Last week British Prime Minister Boris Johnson published an op-ed about the brewing conflict between Ukraine and Russia. And, no surprise, it comprised a catalogue of “new world order” idealism of the sort we’ve watched crash and burn for the last three decades. Vladimir Putin would not be impressed were he to read it, any more than he’s worried about the modest increases in NATO forces near his borders, since the U.S. Commander-in-Chief already announced that we will not go to war over Ukraine. Plus the NATO countries are still disunited over how to respond should Putin go kinetic.
Once again, the hard questions of what threatens our interests and how to meet those threats are ignored in favor of bankrupt idealism and magical thinking.
Amidst all the virtue-signaling and braggadocios rhetoric, Johnson offers this strange sentence that epitomizes that idealism: “If I may adapt some famous words: All nations are created equal, they are endowed by international law with certain inalienable rights, and first among these is the right not to have their territory seized, or their foreign policy dictated at gunpoint, by a powerful neighbor.”
Talk about a false analogy. No, nations are not all “created equal” and do not have “unalienable rights,” but only such rights as are created by treaties with other nations, not by shared universal “norms” or “values.” Nor, as Johnson implies, is “international law” like “nature and nature’s God” that the Founder believed make certain human rights unalienable, a feature of our inherent humanity, not a gift of earthly power. International law, in contrast, is the contingent product of treaties negotiated by sovereign nations that enter into such agreements in order to further their national interests. They do not reflect universal morality or values, and so are regularly violated, or simply abandoned, as those interests shift.
It’s ironic, and historically obtuse, that Johnson makes this claim in the context of Russia’s current designs on Ukraine. Back in 2014 Putin annexed Crimea and virtually occupied southeast Ukraine. At the time Barack Obama pontificated in very similar idealistic terms, also including an echo of the Declaration of Independence: “Russia’s leadership is challenging truths that only a few weeks ago seemed self-evident––that in the 21st century, the borders of Europe cannot be redrawn with force, that international law matters, that people and nations can make their own decisions about their future,” for such aggression “is not how international law and international norms are observed in the 21st century.”

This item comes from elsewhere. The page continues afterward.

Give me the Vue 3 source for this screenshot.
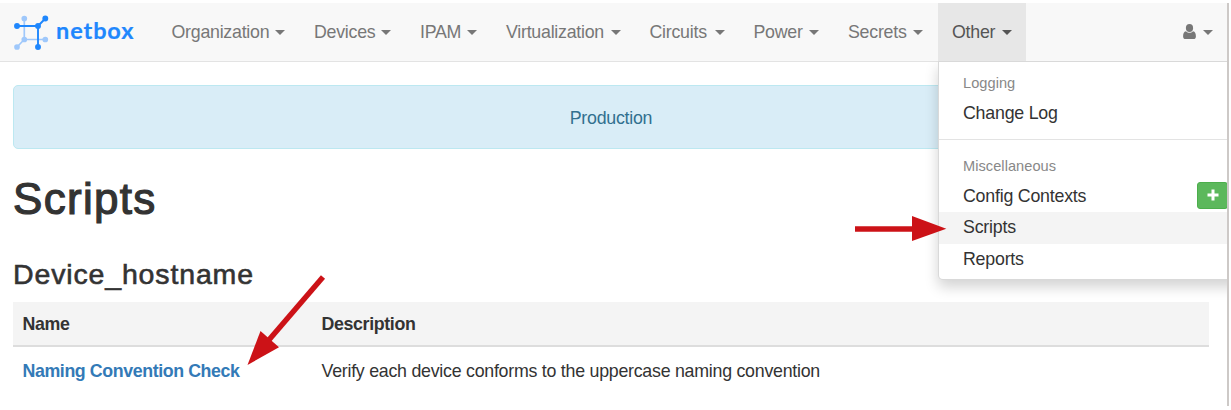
<script setup>
const navItems = [
  { label: 'Organization', cls: 'organization' },
  { label: 'Devices', cls: 'devices' },
  { label: 'IPAM', cls: 'ipam' },
  { label: 'Virtualization', cls: 'virtualization' },
  { label: 'Circuits', cls: 'circuits' },
  { label: 'Power', cls: 'power' },
  { label: 'Secrets', cls: 'secrets' },
  { label: 'Other', cls: 'other' },
]
</script>

<template>
  <div class="page">
    <nav class="navbar">
      <a class="brand">
        <svg class="logo" width="36" height="36" viewBox="0 0 36 36">
          <g stroke="#9fc8fb" fill="#9fc8fb" stroke-width="1.7">
            <path d="M11.3 4.5V25.5H32.3M11.3 25.5L4 33" fill="none" />
            <circle cx="11.3" cy="4.5" r="2" />
            <circle cx="11.3" cy="25.5" r="2" />
            <circle cx="32.3" cy="25.5" r="2" />
            <circle cx="4" cy="33" r="2" />
          </g>
          <g stroke="#1f87fd" fill="#1f87fd" stroke-width="1.9">
            <path d="M4 12H25V33M25 12L32.3 4.5" fill="none" />
            <circle cx="4" cy="12" r="2" />
            <circle cx="25" cy="12" r="2" />
            <circle cx="25" cy="33" r="2" />
            <circle cx="32.3" cy="4.5" r="2" />
          </g>
        </svg>
        <span class="brand-name">netbox</span>
      </a>
      <ul class="nav">
        <li v-for="item in navItems" :key="item.label" :class="item.cls">
          <span>{{ item.label }}</span><i class="caret"></i>
        </li>
      </ul>
      <div class="user">
        <svg width="13" height="16" viewBox="0 0 13 16" fill="#777">
          <ellipse cx="6.5" cy="4.1" rx="3.6" ry="4" />
          <path d="M3 7.2C.8 7.5.1 9.7.1 12.4C.1 14 1 15.1 2.6 15.1H10.4C12 15.1 12.9 14 12.9 12.4C12.9 9.7 12.2 7.5 10 7.2C8 9.2 5 9.2 3 7.2Z" />
        </svg>
        <i class="caret"></i>
      </div>
    </nav>

    <main>
      <div class="alert">Production</div>
      <h1>Scripts</h1>
      <h3>Device_hostname</h3>
      <table>
        <thead>
          <tr><th class="name">Name</th><th>Description</th></tr>
        </thead>
        <tbody>
          <tr>
            <td><a class="script-link">Naming Convention Check</a></td>
            <td>Verify each device conforms to the uppercase naming convention</td>
          </tr>
        </tbody>
      </table>
    </main>

    <div class="menu-clip">
      <div class="menu">
        <div class="menu-header">Logging</div>
        <div class="item">Change Log</div>
        <div class="divider"></div>
        <div class="menu-header">Miscellaneous</div>
        <div class="item">
          <span>Config Contexts</span>
          <span class="add">
            <svg width="12" height="12" viewBox="0 0 12 12"><path d="M6 .5V11.5M.5 6H11.5" stroke="#fff" stroke-width="3" /></svg>
          </span>
        </div>
        <div class="item active">Scripts</div>
        <div class="item">Reports</div>
      </div>
    </div>
    <div class="edge"></div>

    <svg class="arrows" width="1231" height="410" viewBox="0 0 1231 410">
      <g fill="#cc1217" stroke="#cc1217">
        <path d="M855 229H914" stroke-width="5.6" />
        <path d="M912 216L946.3 228.7L912 241Z" stroke="none" />
        <path d="M323 277L268 341" stroke-width="5.4" />
        <path d="M247.5 365L260.5 331L279 347.3Z" stroke="none" />
      </g>
    </svg>
  </div>
</template>

<style>
html,
body {
  margin: 0;
  background: #fff;
  overflow: hidden;
}
</style>

<style scoped>
.page {
  position: relative;
  width: 1231px;
  height: 410px;
  box-sizing: border-box;
  padding-top: 2.5px;
  overflow: hidden;
  font: 17.8px/24px "Liberation Sans", Arial, sans-serif;
  letter-spacing: -0.25px;
  color: #333;
}
.navbar {
  display: flex;
  width: 1228px;
  height: 59px;
  box-sizing: border-box;
  background: #f8f8f8;
  border-bottom: 1px solid #e3e3e3;
  color: #777;
}
.brand {
  display: flex;
  width: 157px;
}
.logo {
  flex: none;
  margin: 11.5px 0 0 13px;
}
.brand-name {
  margin: 13px 0 0 7px;
  font: 700 23.5px/28px "Lato", sans-serif;
  letter-spacing: 0.9px;
  -webkit-text-stroke: 0.2px #1f87fd;
  color: #1f87fd;
}
.nav {
  display: flex;
  margin: 0;
  padding: 0;
  list-style: none;
}
.nav li {
  display: flex;
  justify-content: space-between;
  box-sizing: border-box;
  padding: 17.5px 14.5px 0;
  white-space: nowrap;
}
.nav .organization { width: 142.5px; }
.nav .devices { width: 106px; }
.nav .ipam { width: 86px; }
.nav .virtualization { width: 143.5px; }
.nav .circuits { width: 104px; }
.nav .power { width: 94.5px; }
.nav .secrets { width: 104px; }
.nav .other {
  width: 88.5px;
  background: #e7e7e7;
  color: #555;
}
.caret {
  width: 0;
  margin-top: 10px;
  height: 0;
  border: 5px solid transparent;
  border-top-color: currentColor;
  border-bottom: 0;
}
.user {
  display: flex;
  margin: 21.5px 15px 0 auto;
}
.user .caret {
  margin: 6px 0 0 7px;
}
main {
  width: 1196px;
  margin: 23.5px 0 0 13px;
}
.alert {
  height: 64px;
  box-sizing: border-box;
  border: 1px solid #bce8f1;
  border-radius: 5px;
  background: #d9edf7;
  color: #31708f;
  line-height: 65px;
  text-align: center;
}
h1,
h3 {
  margin: 0;
  font-weight: 400;
  white-space: nowrap;
}
h1 {
  height: 102px;
  font-size: 44px;
  line-height: 100px;
  letter-spacing: 1.3px;
  -webkit-text-stroke: 1.2px #333;
}
h3 {
  height: 51px;
  font-size: 28.5px;
  line-height: 47px;
  letter-spacing: 0.85px;
  -webkit-text-stroke: 0.6px #333;
}
table {
  width: 100%;
  border-collapse: separate;
  border-spacing: 0;
  table-layout: fixed;
}
th,
td {
  padding: 0 9.5px;
  text-align: left;
}
th {
  height: 43px;
  background: #f4f4f4;
  border-bottom: 2px solid #ddd;
  letter-spacing: -0.35px;
}
.name {
  width: 280px;
}
td {
  height: 47px;
}
.script-link {
  font-weight: 700;
  letter-spacing: -0.4px;
  color: #337ab7;
}
.menu-clip {
  position: absolute;
  left: 918px;
  top: 61px;
  width: 310px;
  height: 240px;
  overflow: hidden;
}
.menu {
  width: 340px;
  height: 219px;
  box-sizing: border-box;
  margin-left: 20px;
  padding-top: 7px;
  background: #fff;
  border: 1px solid #ccc;
  border-color: rgba(0, 0, 0, 0.15);
  border-radius: 0 0 5px 5px;
  box-shadow: 0 7px 14px rgba(0, 0, 0, 0.175);
}
.menu-header {
  height: 28.5px;
  padding-left: 24px;
  font-size: 14.6px;
  line-height: 29px;
  letter-spacing: 0.05px;
  color: #888;
}
.item {
  display: flex;
  height: 31.5px;
  padding-left: 24px;
  line-height: 31px;
  letter-spacing: -0.22px;
}
.active {
  background: #f4f4f4;
}
.divider {
  height: 1px;
  margin: 10px 0 12px;
  background: #e3e3e3;
}
.add {
  display: flex;
  width: 31px;
  height: 27px;
  box-sizing: border-box;
  margin: 1.5px 49px 0 auto;
  padding: 6px 0 0 9px;
  border: 1px solid #4cae4c;
  border-radius: 3px;
  background: #5cb85c;
}
.edge {
  position: absolute;
  left: 1227px;
  top: 3px;
  width: 2px;
  height: 403px;
  background: #cdc9c7;
}
.arrows {
  position: absolute;
  left: 0;
  top: 0;
}
</style>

The same naive clichés characterized the foreign policy establishment as well: Fareed Zakaria of The Washington Post referred to “broader global norms––for example, against annexations by force. These have not always been honored, but, compared with the past, they have helped shape a more peaceful and prosperous world.” So too David Rivkin and Lee Casey in The Wall Street Journal evoked “the three basic principles of international law, reflected in the United Nations Charter and long-standing custom,” which “are the equality of all states, the sanctity of their territorial integrity, and noninterference of outsiders in their international affairs.”

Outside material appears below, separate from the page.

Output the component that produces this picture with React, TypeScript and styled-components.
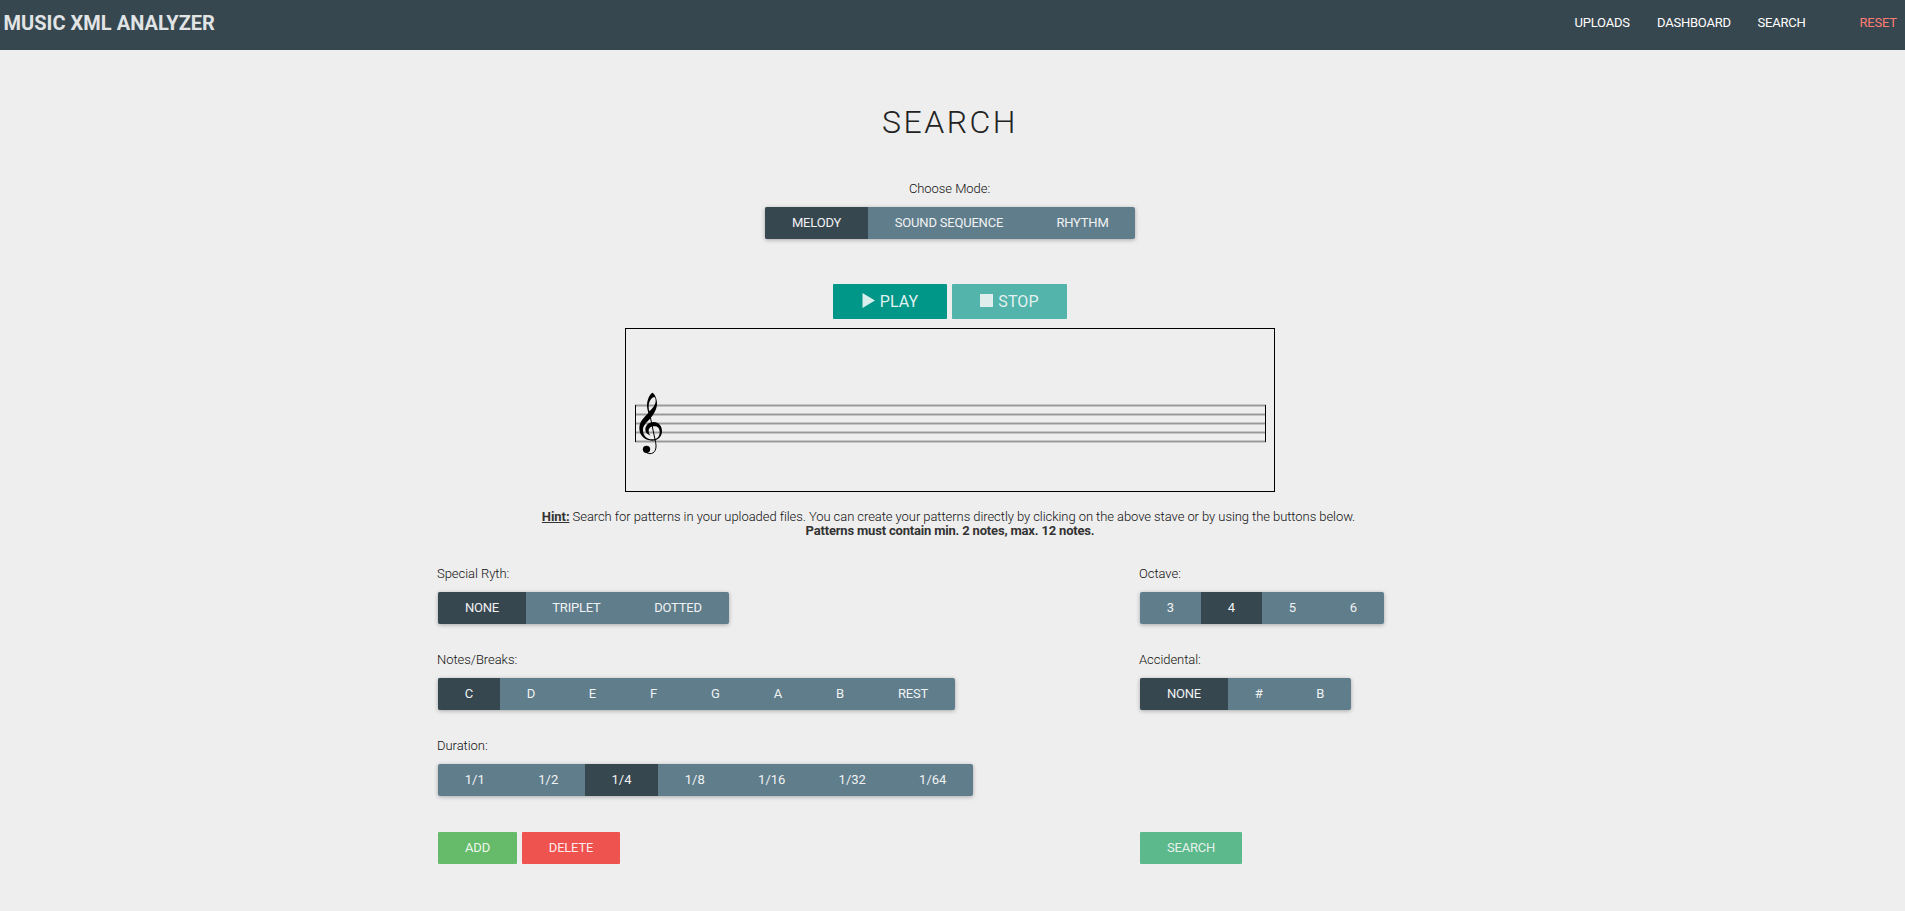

Well, here we are eight years later, and Crimea is still part of Russia. So is a fifth of Georgia seized in 2008. The rule against changing borders by force is clearly not a “self-evident truth,” a “global norm” that has “helped shaped a more peaceful and prosperous world,” nor are there “long-standing customs” like “the sanctity of territorial integrity.”
Rather, these all are the provisions of international laws created by treaties signed by sovereign nations that are definitely not all “equal,” and that determine for themselves when, or how much any treaty binds them. This sacrifice of principle to national interest is why Northern Cyprus, invaded, occupied, and ethnically cleansed by Turkey in 1974, is still part of Turkey; or why Tibet, invaded and occupied by China in 1951-52, is still part of China.
And when a nation does use force to change national borders or pursue some other aim, only on rare occasions, such as Saddam Hussein’s invasion of Kuwait in 1991, have the nations comprising the “rules-based international order” enforced those “global norms” with military action. But no one stepped up to honor those norms by stopping the genocides in Rwanda in 1993, or Darfur in 2003. And as we speak the great Western nations of the “rules-based international order” are enjoying the Winter Olympics in China, even as the Muslim Uyghurs in Xinjiang are brainwashed, brutalized, tortured, raped, and penned up in forced-labor camps.
The fact is, despite its lofty rhetoric, the “rules-based international order” based on international laws has rarely been willing or able to enforce this “self-evident truth” that borders should not be changed by force, because no nations have not found it in their own interests to do so.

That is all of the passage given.